Und bei dieser Gelegenheit wurde die deutsche und alliierte Justiz von der Peinlichkeit befreit, Naziverbrecher zu verurteilen. Die waren ja inzwischen in Südamerika und verdienten z.T. ihre Brötchen als „Experten“ bei Mercedes-Benz Argentina.
Wie sehr sich die deutsche Nachkriegsjustiz scheute, strafrechtlich gegen Naziverbrecher vorzugehen, zeigte einer der Nachkriegsjuristen der sauberen Art. Es war einer der wenigen, die sich die Ver4folgung von Naziverbrechern zur Aufgabe gemacht hatten. Der hessische Generalstaatsanwalt Fritz Bauer, der später den großen Auschwitz-Prozess vorbereitete und durchsetzte und auch die Anklage vertrat, war über den Aufenthalt Adolf Eichmanns informiert worden. An deutsche Justizbehörden mochte er sich nicht wenden, weil er ihnen nicht traute. Er gab daher seine Informationen weiter an israelische Stellen, die sich bekanntlich Eichmann schnappten und ihm den Prozess machten. Bauer fürchtete, dass deutsche Ermittlungsbehörden das hintertreiben könnten, wenn er über sie versucht, Eichmann nach Deutschland ausliefern zu lassen. Und seine Sorge war nicht unbegründet, wie wir heute wissen.

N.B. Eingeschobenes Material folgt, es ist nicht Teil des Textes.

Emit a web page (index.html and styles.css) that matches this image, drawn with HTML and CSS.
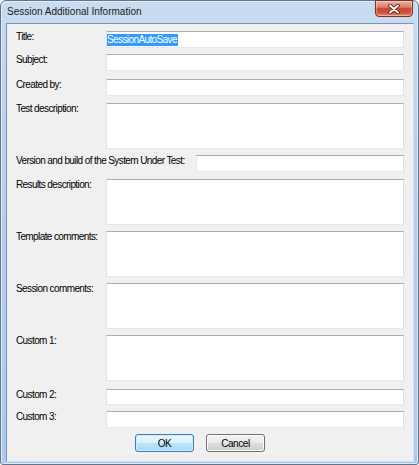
FILE: index.html
```html
<!DOCTYPE html>
<html lang="en">
<head>
    <meta charset="UTF-8">
    <title>Session Additional Information</title>
    <link rel="stylesheet" href="styles.css">
</head>
<body>
    <div class="window">
        <div class="titlebar">
            <span class="title">Session Additional Information</span>
            <button class="close" title="Close">
                <svg width="12" height="10" viewBox="0 0 12 10">
                    <path d="M2 1.5 L10 8.5 M10 1.5 L2 8.5" stroke="#4a1d16" stroke-width="3.6" stroke-linecap="round"/>
                    <path d="M2 1.5 L10 8.5 M10 1.5 L2 8.5" stroke="#fff" stroke-width="1.9" stroke-linecap="round"/>
                </svg>
            </button>
        </div>

        <div class="client">
            <div class="row">
                <label>Title:</label>
                <div class="box"><span class="selected">SessionAutoSave</span></div>
            </div>
            <div class="row">
                <label>Subject:</label>
                <div class="box"></div>
            </div>
            <div class="row push2">
                <label>Created by:</label>
                <div class="box"></div>
            </div>
            <div class="row push1">
                <label>Test description:</label>
                <div class="box multi"></div>
            </div>
            <div class="row wide">
                <label>Version and build of the System Under Test:</label>
                <div class="box"></div>
            </div>
            <div class="row push1">
                <label>Results description:</label>
                <div class="box multi"></div>
            </div>
            <div class="row">
                <label>Template comments:</label>
                <div class="box multi"></div>
            </div>
            <div class="row">
                <label>Session comments:</label>
                <div class="box multi"></div>
            </div>
            <div class="row">
                <label>Custom 1:</label>
                <div class="box multi"></div>
            </div>
            <div class="row push2">
                <label>Custom 2:</label>
                <div class="box short"></div>
            </div>
            <div class="row">
                <label>Custom 3:</label>
                <div class="box"></div>
            </div>

            <div class="buttons">
                <button class="btn default">OK</button>
                <button class="btn">Cancel</button>
            </div>
        </div>
    </div>
</body>
</html>
```

FILE: styles.css
```css
body {
    margin: 0;
    font-family: "Liberation Sans", Arial, sans-serif;
    font-size: 10px;
    color: #000;
}

/* window frame (aero glass) */
.window {
    width: 419px;
    height: 465px;
    box-sizing: border-box;
    border: 1px solid #63758b;
    border-radius: 6px 6px 3px 3px;
    padding: 0 4px 2px 5px;
    background: linear-gradient(to bottom, #c9dcf1, #b7d0ec 30%, #abc9ec);
    box-shadow: inset 1px 1px 0 #e4eefa, inset -1px -1px 0 #d9e7f7;
    display: flex;
    flex-direction: column;
}
.titlebar {
    height: 22px;
    display: flex;
    justify-content: space-between;
    align-items: flex-start;
}
.title {
    padding: 5px 0 0 1px;
    line-height: 12px;
    color: #1b1b1b;
}
.close {
    width: 38px;
    height: 17px;
    margin: -1px 1px 0 0;
    padding: 0;
    box-sizing: border-box;
    border: 1px solid #7a3126;
    border-radius: 0 0 4px 4px;
    background: linear-gradient(to bottom, #eab1a4, #dc806c 40%, #c8462f 52%, #cf553c 78%, #e48d70);
    box-shadow: inset 0 0 0 1px rgba(255, 255, 255, 0.35);
    display: flex;
    align-items: center;
    justify-content: center;
}

/* dialog body */
.client {
    flex: 1;
    border: 1px solid;
    border-color: #7893b7 #d2e2f4 #d2e2f4 #7893b7;
    background: #f0f0f0;
    padding: 7px 9px 0 9px;
    display: flex;
    flex-direction: column;
    gap: 6px;
}
.row {
    display: flex;
    align-items: flex-start;
}
.row label {
    width: 90px;
    flex: none;
    line-height: 12px;
    letter-spacing: -0.6px;
}
.row.wide label {
    width: 180px;
}
.push1 { margin-top: 1px; }
.push2 { margin-top: 2px; }

.box {
    flex: 1;
    height: 17px;
    box-sizing: border-box;
    border: 1px solid;
    border-color: #abadb3 #dbdfe6 #e3e9ef #e2e3ea;
    background: #fff;
    padding: 2px 0 0 0;
    line-height: 12px;
    letter-spacing: -0.6px;
}
.box.multi { height: 46px; }
.box.short { height: 16px; }
.selected {
    display: inline-block;
    background: #3399ff;
    color: #fff;
    padding-right: 1px;
}

.buttons {
    display: flex;
    gap: 12px;
    padding-left: 119px;
}
.btn {
    width: 59px;
    height: 18px;
    padding: 0;
    box-sizing: border-box;
    font: inherit;
    letter-spacing: -0.4px;
    color: #000;
    border: 1px solid #707070;
    border-radius: 3px;
    background: linear-gradient(to bottom, #f2f2f2, #ebebeb 50%, #dddddd 50%, #cfcfcf);
    box-shadow: inset 0 0 0 1px #fcfcfc;
}
.btn.default {
    border-color: #3c7fb1;
    background: linear-gradient(to bottom, #eaf6fd, #d9f0fc 50%, #bee6fd 50%, #a7d9f5);
    box-shadow: inset 0 0 0 1px #cdebfb;
}
```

Ein anderer SS-Mörder, Dr. Josef Mengele, war zunächst ebenfalls in Argentinien. Er hatte es aber nicht nötig als Elektriker zu arbeiten oder ähnliche Tätigkeiten auszuüben. Mit seinem Bruder hatte er eine große Firma im Schwäbischen für Landmaschinen geerbt. Vor deren Gewinnen, aus Deutschland überwiesen, genehmigte sich Mengele ein materiell sorgenloses Leben bis zu seinem Tod Ende der 70er Jahre. Mengele starb nicht, wie Eichmann, am Galgen. Er erlitt einen Badeunfall in Brasilien. Er besuchte sogar mindestens einmal seinen Heimatort, indem er via Schweiz nach Deutschland einreiste. Die deutschen Behörden hätten keine Probleme gehabt, den Massenmörder zu schnappen. Sie unternahmen aber nichts. Erst als Mengele schon tot war, wurde für seiner Ergreifung 10 Mio. Deutsche Mark ausgelobt, ein Betrag, der niemals ausgezahlt werden musste.
Wir sind gespannt auf das Buch, zeigt es doch einige Hintergründe auf, die zwar nicht neu, aber jetzt recherchiert zusammengefasst dargestellt und von Akteuren des damaligen Coups bestätigt werden.